Action: Check / fold

K94
J J

Three opponents and a king on the board means someone has it. Defending less than top pair multiway is the fastest way to lose with JJ.

Wet, no overcard

Action: Bet / fold

1098
J J

No overcard, but the board hits every drawing range. Bet 2/3 pot to protect, fold to a raise — you're an overpair on a board that completes everything.

The leak Most JJ disasters come from defending less than top pair multiway when an overcard hit. Save the buy-ins by treating these spots like JJ post-flop: an overpair with a problem, not a monster.
The summary

Five rules. Internalize.

Three things to always do, two things to never do. The whole page distilled.

Raise preflop. Don't limp.

JJ is too strong to limp and too vulnerable to slowplay. Open 3–4× from any position — gather information, thin the field.

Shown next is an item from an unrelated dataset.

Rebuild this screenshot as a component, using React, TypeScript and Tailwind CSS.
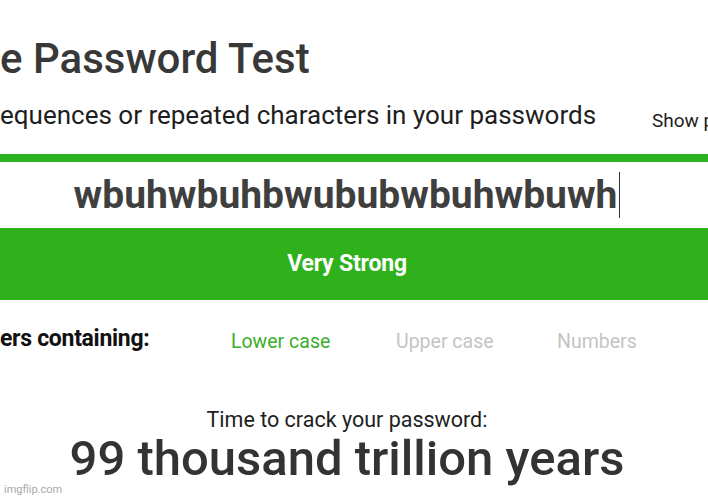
export default function App() {
  const font = { fontFamily: 'Roboto, "Liberation Sans", sans-serif' };
  return (
    <div
      className="relative h-[500px] w-[708px] overflow-hidden bg-white"
      style={font}
    >
      {/* Title */}
      <h1 className="mt-[35px] whitespace-nowrap text-[42px] leading-[48px] font-medium text-[#383838]">
        e Password Test
      </h1>

      {/* Subtitle + show toggle */}
      <div className="mt-[17px] flex items-start whitespace-nowrap">
        <p className="w-[652px] shrink-0 text-[26px] leading-[30px] text-[#1e1e1e]">
          equences or repeated characters in your passwords
        </p>
        <span className="mt-[11px] shrink-0 text-[19px] leading-[19px] text-[#1e1e1e]">
          Show password
        </span>
      </div>

      {/* Input */}
      <div className="mt-[24px] h-[8px] w-full bg-[#2eb11e]" />
      <div className="flex h-[66px] w-[694px] items-center justify-center">
        <span className="text-[39px] font-bold leading-[44px] text-[#3f3f3f]">
          wbuhwbuhbwububwbuhwbuwh
        </span>
        <span className="ml-[2px] h-[46px] w-px bg-[#333]" />
      </div>

      {/* Strength band */}
      <div className="flex h-[72px] w-full items-center bg-[#2eb11b]">
        <div className="w-[694px] text-center text-[23px] font-bold tracking-[-0.2px] text-white">
          Very Strong
        </div>
      </div>

      {/* Character types */}
      <div className="mt-[22px] flex items-center whitespace-nowrap">
        <span className="w-[231px] shrink-0 text-[23px] font-bold tracking-[-0.3px] text-[#111]">
          ers containing:
        </span>
        <span className="mt-[4px] w-[165px] shrink-0 text-[19.5px] text-[#3aae2a]">
          Lower case
        </span>
        <span className="mt-[4px] w-[161px] shrink-0 text-[19.5px] text-[#c4c4c4]">
          Upper case
        </span>
        <span className="mt-[4px] shrink-0 text-[19.5px] text-[#c4c4c4]">
          Numbers
        </span>
      </div>

      {/* Time to crack */}
      <div className="mt-[50px] w-[694px] text-center">
        <div className="text-[21.5px] leading-[26px] text-[#1e1e1e]">
          Time to crack your password:
        </div>
        <div className="whitespace-nowrap text-[49px] leading-[52px] font-medium text-[#333]">
          99 thousand trillion years
        </div>
      </div>

      <div className="absolute bottom-[2px] left-[4px] text-[11px] text-[#a8a8a8]">
        imgflip.com
      </div>
    </div>
  );
}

On rag flops, bet for value.

Low boards smash JJ. Bet two-thirds pot, three barrels if necessary — extract everything you can while you have the best hand.

Set-mine when priced in.

12% to flop a set. Implied odds work when stacks are deep and your opponent has a hand they can't fold.

Don't stack off vs. tight 4-bets.

In cash games, a 4-bet from a solid player is QQ+ or AK roughly 95% of the time. Fold and move on.

Don't defend JJ to showdown multiway.

Two or more opponents and an overcard on the board = someone has it. Save the chips for the next hand.

What to take to the table

If you only remember three things.

01

Raise preflop, every time.

Open 3–4× BB from any position. Thin the field, gather information, take the hand to the flop with initiative.

02

Rag flops smash JJ. Bet them.

Low boards (no A/K/Q) are JJ’s home turf. Bet 2/3 pot, three barrels if necessary — extract.

03

Overcard + aggression = fold.

An overcard on the flop turns JJ into a bluff catcher. Defending multiway to showdown is the fastest way to lose with this hand.